What was originally a human attempt to create meaning has been transformed into a normative apparatus. Good and evil are no longer discussed: they are decreed. Disobedience is no longer disagreement: it becomes fault. And fault becomes debt. Religion establishes a moral economy in which the individual is structurally guilty. Guilty of thinking, guilty of desiring, guilty of existing.

And yet religion does not respect its own morality. It preaches love while justifying violence. It glorifies humility while accumulating fortunes. It condemns hatred while cultivating fear. Its texts overflow with massacres, punishments, misogyny, exclusions, sacralized submission. What it calls virtue is often only docility. What it calls sin is often only freedom.

If a god truly spoke, would he speak with a thousand voices? Why so many religions, so many contradictory versions, so many exclusive truths all claiming the absolute? The plurality of dogmas reveals what it tries to conceal: religion is not a revelation, but a cultural fabrication, locally produced, historically situated, psychologically determined. A genuine revelation would be univocal. Religion is disparate.

And even when societies proclaim themselves secular, religion continues to permeate mental mechanisms. Modern justice remains deeply moralizing. It punishes, it judges, it seeks fault more than understanding, the culprit more than the causes. It reproduces a religious pattern emptied of its god: punishment, redemption, guilt, merit, expiation. It is not rational justice but a secularized dogmatic morality.

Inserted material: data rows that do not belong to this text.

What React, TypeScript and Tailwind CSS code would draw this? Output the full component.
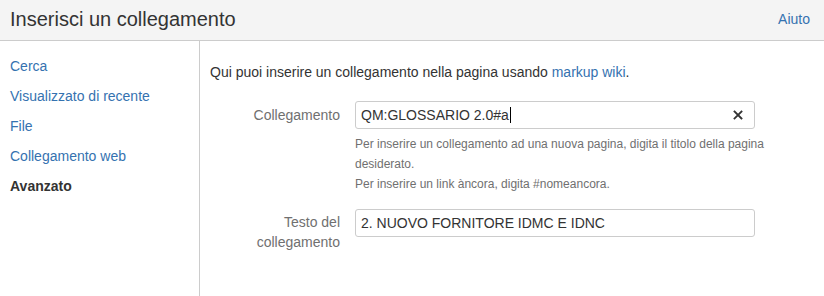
import React from "react";

export default function App() {
  const font = { fontFamily: '"Liberation Sans", Arial, sans-serif' };
  return (
    <div className="w-[824px] h-[296px] bg-white text-[#333] overflow-hidden" style={font}>
      <div className="h-[41px] bg-[#f4f4f4] border-b border-[#cccccc] flex items-center justify-between pl-[10px] pr-[14px]">
        <h1 className="text-[20px] leading-[24px] font-normal text-[#333] -mt-[3px]">Inserisci un collegamento</h1>
        <a className="text-[14px] leading-[20px] text-[#3572b0] -mt-[3px]">Aiuto</a>
      </div>
      <div className="flex h-[255px]">
        <div className="w-[200px] border-r border-[#cccccc] pt-[10px] flex flex-col text-[14px] leading-[20px]">
          <a className="px-[10px] py-[5px] text-[#3572b0]">Cerca</a>
          <a className="px-[10px] py-[5px] text-[#3572b0]">Visualizzato di recente</a>
          <a className="px-[10px] py-[5px] text-[#3572b0]">File</a>
          <a className="px-[10px] py-[5px] text-[#3572b0]">Collegamento web</a>
          <span className="px-[10px] py-[5px] font-bold text-[#333]">Avanzato</span>
        </div>
        <div className="flex-1 pl-[10px] pt-[21px] text-[14px] leading-[20px]">
          <p>
            Qui puoi inserire un collegamento nella pagina usando{" "}
            <a className="text-[#3572b0]">markup wiki</a>.
          </p>
          <div className="flex mt-[19px]">
            <label className="w-[130px] text-right text-[#707070] pt-[4px]">Collegamento</label>
            <div className="ml-[15px] w-[400px]">
              <div className="h-[28px] border border-[#cccccc] rounded-[3px] flex items-center pl-[5px] pr-[10px]">
                <span className="flex-1 text-[#333] flex items-center">
                  QM:GLOSSARIO 2.0#a<span className="inline-block w-px h-[16px] bg-black ml-px" />
                </span>
                <svg width="10" height="10" viewBox="0 0 10 10" className="mr-[1px]">
                  <path d="M1.5 1.5 L8.5 8.5 M8.5 1.5 L1.5 8.5" stroke="#333" strokeWidth="1.8" strokeLinecap="square" />
                </svg>
              </div>
              <div className="mt-[5px] w-[440px] text-[12px] leading-[20px] text-[#707070]">
                Per inserire un collegamento ad una nuova pagina, digita il titolo della pagina
                <br />
                desiderato.
                <br />
                Per inserire un link àncora, digita #nomeancora.
              </div>
            </div>
          </div>
          <div className="flex mt-[15px]">
            <label className="w-[130px] text-right text-[#707070] pt-[3px] leading-[20px]">
              Testo del
              <br />
              collegamento
            </label>
            <div className="ml-[15px] w-[400px]">
              <div className="h-[28px] border border-[#cccccc] rounded-[3px] flex items-center pl-[5px]">
                <span className="text-[#333]">2. NUOVO FORNITORE IDMC E IDNC</span>
              </div>
            </div>
          </div>
        </div>
      </div>
    </div>
  );
}
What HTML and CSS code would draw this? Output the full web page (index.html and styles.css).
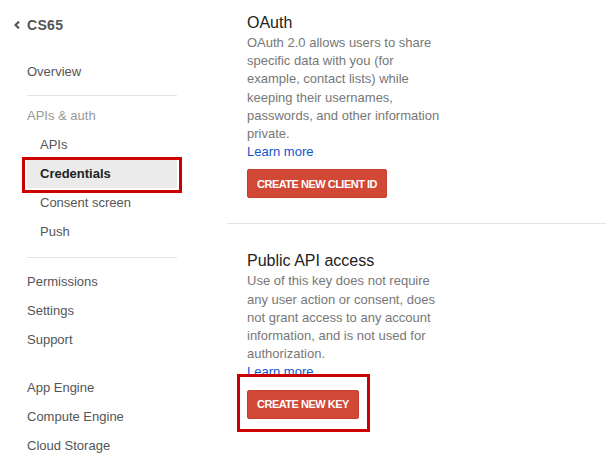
FILE: index.html
```html
<!DOCTYPE html>
<html>
<head>
<meta charset="utf-8">
<link rel="stylesheet" href="styles.css">
</head>
<body>
<div class="page">
  <aside class="sidebar">
    <div class="project">
      <svg class="back" width="6" height="8" viewBox="0 0 6 8"><path d="M5 0.6 L1.5 4 L5 7.4" fill="none" stroke="#555" stroke-width="2.2"/></svg>
      <span class="project-name">CS65</span>
    </div>
    <nav class="nav">
      <a class="nav-item">Overview</a>
      <div class="nav-divider"></div>
      <div class="nav-group">APIs &amp; auth</div>
      <a class="nav-item sub">APIs</a>
      <a class="nav-item sub active">Credentials</a>
      <a class="nav-item sub">Consent screen</a>
      <a class="nav-item sub">Push</a>
      <div class="nav-divider second"></div>
      <a class="nav-item">Permissions</a>
      <a class="nav-item">Settings</a>
      <a class="nav-item">Support</a>
      <div class="nav-gap"></div>
      <a class="nav-item">App Engine</a>
      <a class="nav-item">Compute Engine</a>
      <a class="nav-item">Cloud Storage</a>
    </nav>
  </aside>
  <main class="content">
    <section class="section first">
      <h2 class="section-title">OAuth</h2>
      <p class="section-desc">OAuth 2.0 allows users to share specific data with you (for example, contact lists) while keeping their usernames, passwords, and other information private.</p>
      <a class="learn-more">Learn more</a>
      <button class="btn">CREATE NEW CLIENT ID</button>
    </section>
    <section class="section second">
      <h2 class="section-title">Public API access</h2>
      <p class="section-desc">Use of this key does not require any user action or consent, does not grant access to any account information, and is not used for authorization.</p>
      <a class="learn-more">Learn more</a>
      <span class="callout"><button class="btn">CREATE NEW KEY</button></span>
    </section>
  </main>
</div>
</body>
</html>
```
FILE: styles.css
```css
html, body {
  margin: 0;
  padding: 0;
  background: #fff;
}
body {
  font-family: "Liberation Sans", Arial, sans-serif;
  font-size: 13px;
  color: #555;
}
.page {
  display: flex;
  align-items: flex-start;
}
.sidebar {
  width: 227px;
  flex: none;
}
.project {
  height: 50px;
  display: flex;
  align-items: center;
  padding-left: 14px;
  gap: 7px;
}
.back {
  display: block;
}
.project-name {
  font-size: 14px;
  font-weight: bold;
  color: #555;
  letter-spacing: 0.3px;
}
.nav {
  display: flex;
  flex-direction: column;
  margin-top: 7px;
  margin-left: 27px;
  width: 150px;
}
.nav-item, .nav-group {
  display: block;
  height: 29px;
  line-height: 29px;
  color: #555;
  text-decoration: none;
  white-space: nowrap;
}
.nav-group {
  color: #999;
}
.nav-item.sub {
  padding-left: 13px;
}
.nav-item.active {
  position: relative;
  background: #ebebeb;
  color: #222;
  font-weight: bold;
  border-radius: 2px;
}
.nav-item.active::after {
  content: "";
  position: absolute;
  top: -2px;
  left: -5px;
  right: -5px;
  bottom: -5px;
  border: 3px solid #cc0000;
}
.nav-divider {
  height: 1px;
  background: #e5e5e5;
  margin: 9px 0 5px;
}
.nav-divider.second {
  margin: 11px 0 9px;
}
.nav-gap {
  height: 19px;
}
.content {
  flex: 1;
}
.section {
  padding: 12px 20px 25px;
}
.section.first {
  border-bottom: 1px solid #e5e5e5;
}
.section.second {
  padding-top: 26px;
}
.section-title {
  margin: 0;
  font-size: 16px;
  font-weight: normal;
  line-height: 22px;
  color: #222;
}
.section-desc {
  margin: 0;
  width: 200px;
  line-height: 18.2px;
  color: #777;
}
.learn-more {
  display: block;
  line-height: 18.2px;
  color: #1155cc;
  text-decoration: none;
}
.btn {
  display: block;
  margin-top: 8px;
  height: 29px;
  padding: 0 9px;
  border: 1px solid #c6412f;
  border-radius: 2px;
  background: #d14836;
  color: #fff;
  font-family: "Liberation Sans", Arial, sans-serif;
  font-size: 11px;
  font-weight: bold;
  letter-spacing: -0.5px;
}
.callout {
  position: relative;
  display: inline-block;
  margin-top: 8px;
}
.callout .btn {
  margin-top: 0;
}
.callout::after {
  content: "";
  position: absolute;
  top: -16px;
  left: -10px;
  right: -11px;
  bottom: -13px;
  border: 3px solid #cc0000;
}
```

Religion thus serves a central purpose of the triumvirate: maintaining order. It transforms suffering into value, patience into virtue, submission into wisdom. It diverts social anger inward, channels it, guilt-trips it. It promises compensation after death to neutralize revolt before death. It makes the unbearable bearable.

And the metaphor then becomes clear: the people are an anxious child, and religion is a hand that rocks them.

Go to sleep, my little brother, God watches over you.

Do not think too much. Do not question. Heaven takes care of everything.

But this sleep is not peace. It is anesthesia. A suspension of lucidity. A renunciation of understanding the real in order to better accept it. The price of this lullaby is high: it prevents collective awakening, slows rational emancipation, delays the awareness of sharing, of the constraint of existing, of the fundamental innocence of all.

Suffering reigns uselessly; we cannot prevent it, we can only try to treat it, but it only grows.

Waking up does not mean replacing God with the void. It means replacing superstition with understanding, blind faith with lucidity, submission with collective responsibility. It means accepting that meaning is not given to us from above, but must be built here, among beings compelled to exist, without a sky to watch us, increase our fears, and justify them.

Religion does not disappear through combat. It disappears through understanding. The day humans no longer need a celestial father to calm their vertigo, the lullaby will become useless.

And on that day, the little brother will finally open his eyes.


And to put an end to this diabolical social triumvirate… Do as you wish with the following statement:

Personal enrichment and personal power are incompatible with

the current democracy, which is nothing but disguised feudalism.

End – E. Berlherm

(The obligation to exist implies the innocence of existing permanently, which is true for the wolf-parasites as for the sheep.)